**Your goal**
Extract the data exactly, missing nothing.

— BEGIN —

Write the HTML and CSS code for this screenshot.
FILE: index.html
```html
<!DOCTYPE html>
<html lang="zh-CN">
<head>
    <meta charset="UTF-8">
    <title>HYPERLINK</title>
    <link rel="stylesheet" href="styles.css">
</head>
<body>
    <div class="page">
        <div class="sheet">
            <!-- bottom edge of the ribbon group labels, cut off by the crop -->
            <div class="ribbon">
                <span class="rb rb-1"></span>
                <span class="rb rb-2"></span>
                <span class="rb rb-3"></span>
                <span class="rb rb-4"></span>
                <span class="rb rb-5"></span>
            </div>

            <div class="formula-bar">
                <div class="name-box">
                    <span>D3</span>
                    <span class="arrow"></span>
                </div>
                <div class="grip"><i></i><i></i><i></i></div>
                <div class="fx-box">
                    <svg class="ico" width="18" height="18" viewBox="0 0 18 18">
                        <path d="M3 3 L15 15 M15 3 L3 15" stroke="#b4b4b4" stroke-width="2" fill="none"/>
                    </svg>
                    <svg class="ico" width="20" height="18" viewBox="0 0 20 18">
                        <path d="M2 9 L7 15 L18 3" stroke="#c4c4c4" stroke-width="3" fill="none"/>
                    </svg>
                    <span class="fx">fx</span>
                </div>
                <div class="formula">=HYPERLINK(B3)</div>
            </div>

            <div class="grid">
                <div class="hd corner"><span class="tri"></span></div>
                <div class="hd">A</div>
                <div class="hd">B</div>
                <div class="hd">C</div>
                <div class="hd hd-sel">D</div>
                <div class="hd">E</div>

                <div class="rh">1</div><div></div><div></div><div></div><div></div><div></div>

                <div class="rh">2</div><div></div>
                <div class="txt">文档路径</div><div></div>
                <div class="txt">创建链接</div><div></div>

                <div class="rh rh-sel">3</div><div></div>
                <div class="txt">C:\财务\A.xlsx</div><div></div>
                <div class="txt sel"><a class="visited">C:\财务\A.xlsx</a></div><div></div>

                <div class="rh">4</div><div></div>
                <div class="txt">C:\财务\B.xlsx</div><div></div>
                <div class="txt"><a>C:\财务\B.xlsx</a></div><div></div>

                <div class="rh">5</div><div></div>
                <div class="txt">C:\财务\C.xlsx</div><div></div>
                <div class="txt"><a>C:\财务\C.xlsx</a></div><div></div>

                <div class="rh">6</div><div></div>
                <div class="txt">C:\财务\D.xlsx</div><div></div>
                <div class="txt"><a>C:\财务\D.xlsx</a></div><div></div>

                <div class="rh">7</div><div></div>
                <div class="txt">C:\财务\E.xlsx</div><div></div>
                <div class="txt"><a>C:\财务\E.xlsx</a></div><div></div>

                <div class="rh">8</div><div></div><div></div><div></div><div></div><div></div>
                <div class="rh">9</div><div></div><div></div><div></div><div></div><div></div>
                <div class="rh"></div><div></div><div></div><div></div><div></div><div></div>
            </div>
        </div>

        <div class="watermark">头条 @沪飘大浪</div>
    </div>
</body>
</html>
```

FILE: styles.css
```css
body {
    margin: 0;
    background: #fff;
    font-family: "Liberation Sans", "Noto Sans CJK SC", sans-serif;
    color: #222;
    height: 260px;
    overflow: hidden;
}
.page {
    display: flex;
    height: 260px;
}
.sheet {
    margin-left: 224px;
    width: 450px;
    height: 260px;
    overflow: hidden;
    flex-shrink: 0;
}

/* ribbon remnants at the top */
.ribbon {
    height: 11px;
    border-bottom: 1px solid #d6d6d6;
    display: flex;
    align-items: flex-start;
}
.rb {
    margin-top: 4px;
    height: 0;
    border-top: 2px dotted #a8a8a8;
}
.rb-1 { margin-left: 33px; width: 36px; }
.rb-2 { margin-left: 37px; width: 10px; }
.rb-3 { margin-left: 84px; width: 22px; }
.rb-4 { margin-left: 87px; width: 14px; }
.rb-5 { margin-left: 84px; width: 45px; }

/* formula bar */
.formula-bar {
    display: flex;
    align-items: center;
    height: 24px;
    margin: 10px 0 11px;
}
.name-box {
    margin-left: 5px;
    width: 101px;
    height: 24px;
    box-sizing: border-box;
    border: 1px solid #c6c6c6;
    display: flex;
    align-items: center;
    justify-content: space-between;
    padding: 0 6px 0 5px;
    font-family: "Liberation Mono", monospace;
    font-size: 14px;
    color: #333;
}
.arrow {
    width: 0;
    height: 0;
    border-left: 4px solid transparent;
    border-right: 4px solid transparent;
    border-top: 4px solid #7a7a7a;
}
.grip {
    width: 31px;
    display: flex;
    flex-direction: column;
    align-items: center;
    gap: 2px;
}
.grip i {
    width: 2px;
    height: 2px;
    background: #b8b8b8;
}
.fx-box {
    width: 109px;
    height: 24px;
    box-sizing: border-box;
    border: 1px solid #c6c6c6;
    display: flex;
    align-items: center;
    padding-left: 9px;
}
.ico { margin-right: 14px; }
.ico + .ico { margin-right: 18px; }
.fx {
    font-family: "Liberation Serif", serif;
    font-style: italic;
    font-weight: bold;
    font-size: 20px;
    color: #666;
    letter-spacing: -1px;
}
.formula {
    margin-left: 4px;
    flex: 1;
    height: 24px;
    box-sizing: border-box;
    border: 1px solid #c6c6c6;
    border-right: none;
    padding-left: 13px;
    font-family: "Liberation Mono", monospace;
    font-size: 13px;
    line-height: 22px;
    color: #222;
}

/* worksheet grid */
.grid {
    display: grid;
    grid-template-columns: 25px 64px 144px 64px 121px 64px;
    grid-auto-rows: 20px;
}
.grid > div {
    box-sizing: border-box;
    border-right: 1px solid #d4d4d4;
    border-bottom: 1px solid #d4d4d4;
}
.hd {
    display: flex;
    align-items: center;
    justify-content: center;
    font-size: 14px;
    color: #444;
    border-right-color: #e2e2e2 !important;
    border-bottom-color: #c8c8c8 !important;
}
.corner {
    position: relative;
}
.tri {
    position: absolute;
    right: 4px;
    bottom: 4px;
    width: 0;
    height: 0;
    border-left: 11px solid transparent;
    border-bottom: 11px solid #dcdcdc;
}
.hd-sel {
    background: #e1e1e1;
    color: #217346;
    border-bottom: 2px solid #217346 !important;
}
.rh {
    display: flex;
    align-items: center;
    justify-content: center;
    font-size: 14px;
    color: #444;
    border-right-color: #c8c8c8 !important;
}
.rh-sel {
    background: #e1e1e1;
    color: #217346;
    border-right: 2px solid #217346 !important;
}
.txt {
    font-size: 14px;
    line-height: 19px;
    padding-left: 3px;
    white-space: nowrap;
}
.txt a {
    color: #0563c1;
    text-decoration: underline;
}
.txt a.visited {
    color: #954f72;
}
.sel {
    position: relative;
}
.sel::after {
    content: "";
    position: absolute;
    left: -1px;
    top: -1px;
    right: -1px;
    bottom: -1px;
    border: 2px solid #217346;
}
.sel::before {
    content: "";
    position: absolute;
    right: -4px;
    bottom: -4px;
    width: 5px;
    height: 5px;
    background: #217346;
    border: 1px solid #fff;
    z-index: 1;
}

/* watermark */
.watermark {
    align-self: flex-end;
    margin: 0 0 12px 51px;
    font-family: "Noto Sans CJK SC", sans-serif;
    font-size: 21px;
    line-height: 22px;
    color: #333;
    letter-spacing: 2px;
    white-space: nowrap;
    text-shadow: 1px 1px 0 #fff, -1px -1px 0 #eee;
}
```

— END —

**Full answer**
Write the HTML and CSS code for this screenshot.
FILE: index.html
```html
<!DOCTYPE html>
<html lang="zh-CN">
<head>
    <meta charset="UTF-8">
    <title>HYPERLINK</title>
    <link rel="stylesheet" href="styles.css">
</head>
<body>
    <div class="page">
        <div class="sheet">
            <!-- bottom edge of the ribbon group labels, cut off by the crop -->
            <div class="ribbon">
                <span class="rb rb-1"></span>
                <span class="rb rb-2"></span>
                <span class="rb rb-3"></span>
                <span class="rb rb-4"></span>
                <span class="rb rb-5"></span>
            </div>

            <div class="formula-bar">
                <div class="name-box">
                    <span>D3</span>
                    <span class="arrow"></span>
                </div>
                <div class="grip"><i></i><i></i><i></i></div>
                <div class="fx-box">
                    <svg class="ico" width="18" height="18" viewBox="0 0 18 18">
                        <path d="M3 3 L15 15 M15 3 L3 15" stroke="#b4b4b4" stroke-width="2" fill="none"/>
                    </svg>
                    <svg class="ico" width="20" height="18" viewBox="0 0 20 18">
                        <path d="M2 9 L7 15 L18 3" stroke="#c4c4c4" stroke-width="3" fill="none"/>
                    </svg>
                    <span class="fx">fx</span>
                </div>
                <div class="formula">=HYPERLINK(B3)</div>
            </div>

            <div class="grid">
                <div class="hd corner"><span class="tri"></span></div>
                <div class="hd">A</div>
                <div class="hd">B</div>
                <div class="hd">C</div>
                <div class="hd hd-sel">D</div>
                <div class="hd">E</div>

                <div class="rh">1</div><div></div><div></div><div></div><div></div><div></div>

                <div class="rh">2</div><div></div>
                <div class="txt">文档路径</div><div></div>
                <div class="txt">创建链接</div><div></div>

                <div class="rh rh-sel">3</div><div></div>
                <div class="txt">C:\财务\A.xlsx</div><div></div>
                <div class="txt sel"><a class="visited">C:\财务\A.xlsx</a></div><div></div>

                <div class="rh">4</div><div></div>
                <div class="txt">C:\财务\B.xlsx</div><div></div>
                <div class="txt"><a>C:\财务\B.xlsx</a></div><div></div>

                <div class="rh">5</div><div></div>
                <div class="txt">C:\财务\C.xlsx</div><div></div>
                <div class="txt"><a>C:\财务\C.xlsx</a></div><div></div>

                <div class="rh">6</div><div></div>
                <div class="txt">C:\财务\D.xlsx</div><div></div>
                <div class="txt"><a>C:\财务\D.xlsx</a></div><div></div>

                <div class="rh">7</div><div></div>
                <div class="txt">C:\财务\E.xlsx</div><div></div>
                <div class="txt"><a>C:\财务\E.xlsx</a></div><div></div>

                <div class="rh">8</div><div></div><div></div><div></div><div></div><div></div>
                <div class="rh">9</div><div></div><div></div><div></div><div></div><div></div>
                <div class="rh"></div><div></div><div></div><div></div><div></div><div></div>
            </div>
        </div>

        <div class="watermark">头条 @沪飘大浪</div>
    </div>
</body>
</html>
```

FILE: styles.css
```css
body {
    margin: 0;
    background: #fff;
    font-family: "Liberation Sans", "Noto Sans CJK SC", sans-serif;
    color: #222;
    height: 260px;
    overflow: hidden;
}
.page {
    display: flex;
    height: 260px;
}
.sheet {
    margin-left: 224px;
    width: 450px;
    height: 260px;
    overflow: hidden;
    flex-shrink: 0;
}

/* ribbon remnants at the top */
.ribbon {
    height: 11px;
    border-bottom: 1px solid #d6d6d6;
    display: flex;
    align-items: flex-start;
}
.rb {
    margin-top: 4px;
    height: 0;
    border-top: 2px dotted #a8a8a8;
}
.rb-1 { margin-left: 33px; width: 36px; }
.rb-2 { margin-left: 37px; width: 10px; }
.rb-3 { margin-left: 84px; width: 22px; }
.rb-4 { margin-left: 87px; width: 14px; }
.rb-5 { margin-left: 84px; width: 45px; }

/* formula bar */
.formula-bar {
    display: flex;
    align-items: center;
    height: 24px;
    margin: 10px 0 11px;
}
.name-box {
    margin-left: 5px;
    width: 101px;
    height: 24px;
    box-sizing: border-box;
    border: 1px solid #c6c6c6;
    display: flex;
    align-items: center;
    justify-content: space-between;
    padding: 0 6px 0 5px;
    font-family: "Liberation Mono", monospace;
    font-size: 14px;
    color: #333;
}
.arrow {
    width: 0;
    height: 0;
    border-left: 4px solid transparent;
    border-right: 4px solid transparent;
    border-top: 4px solid #7a7a7a;
}
.grip {
    width: 31px;
    display: flex;
    flex-direction: column;
    align-items: center;
    gap: 2px;
}
.grip i {
    width: 2px;
    height: 2px;
    background: #b8b8b8;
}
.fx-box {
    width: 109px;
    height: 24px;
    box-sizing: border-box;
    border: 1px solid #c6c6c6;
    display: flex;
    align-items: center;
    padding-left: 9px;
}
.ico { margin-right: 14px; }
.ico + .ico { margin-right: 18px; }
.fx {
    font-family: "Liberation Serif", serif;
    font-style: italic;
    font-weight: bold;
    font-size: 20px;
    color: #666;
    letter-spacing: -1px;
}
.formula {
    margin-left: 4px;
    flex: 1;
    height: 24px;
    box-sizing: border-box;
    border: 1px solid #c6c6c6;
    border-right: none;
    padding-left: 13px;
    font-family: "Liberation Mono", monospace;
    font-size: 13px;
    line-height: 22px;
    color: #222;
}

/* worksheet grid */
.grid {
    display: grid;
    grid-template-columns: 25px 64px 144px 64px 121px 64px;
    grid-auto-rows: 20px;
}
.grid > div {
    box-sizing: border-box;
    border-right: 1px solid #d4d4d4;
    border-bottom: 1px solid #d4d4d4;
}
.hd {
    display: flex;
    align-items: center;
    justify-content: center;
    font-size: 14px;
    color: #444;
    border-right-color: #e2e2e2 !important;
    border-bottom-color: #c8c8c8 !important;
}
.corner {
    position: relative;
}
.tri {
    position: absolute;
    right: 4px;
    bottom: 4px;
    width: 0;
    height: 0;
    border-left: 11px solid transparent;
    border-bottom: 11px solid #dcdcdc;
}
.hd-sel {
    background: #e1e1e1;
    color: #217346;
    border-bottom: 2px solid #217346 !important;
}
.rh {
    display: flex;
    align-items: center;
    justify-content: center;
    font-size: 14px;
    color: #444;
    border-right-color: #c8c8c8 !important;
}
.rh-sel {
    background: #e1e1e1;
    color: #217346;
    border-right: 2px solid #217346 !important;
}
.txt {
    font-size: 14px;
    line-height: 19px;
    padding-left: 3px;
    white-space: nowrap;
}
.txt a {
    color: #0563c1;
    text-decoration: underline;
}
.txt a.visited {
    color: #954f72;
}
.sel {
    position: relative;
}
.sel::after {
    content: "";
    position: absolute;
    left: -1px;
    top: -1px;
    right: -1px;
    bottom: -1px;
    border: 2px solid #217346;
}
.sel::before {
    content: "";
    position: absolute;
    right: -4px;
    bottom: -4px;
    width: 5px;
    height: 5px;
    background: #217346;
    border: 1px solid #fff;
    z-index: 1;
}

/* watermark */
.watermark {
    align-self: flex-end;
    margin: 0 0 12px 51px;
    font-family: "Noto Sans CJK SC", sans-serif;
    font-size: 21px;
    line-height: 22px;
    color: #333;
    letter-spacing: 2px;
    white-space: nowrap;
    text-shadow: 1px 1px 0 #fff, -1px -1px 0 #eee;
}
```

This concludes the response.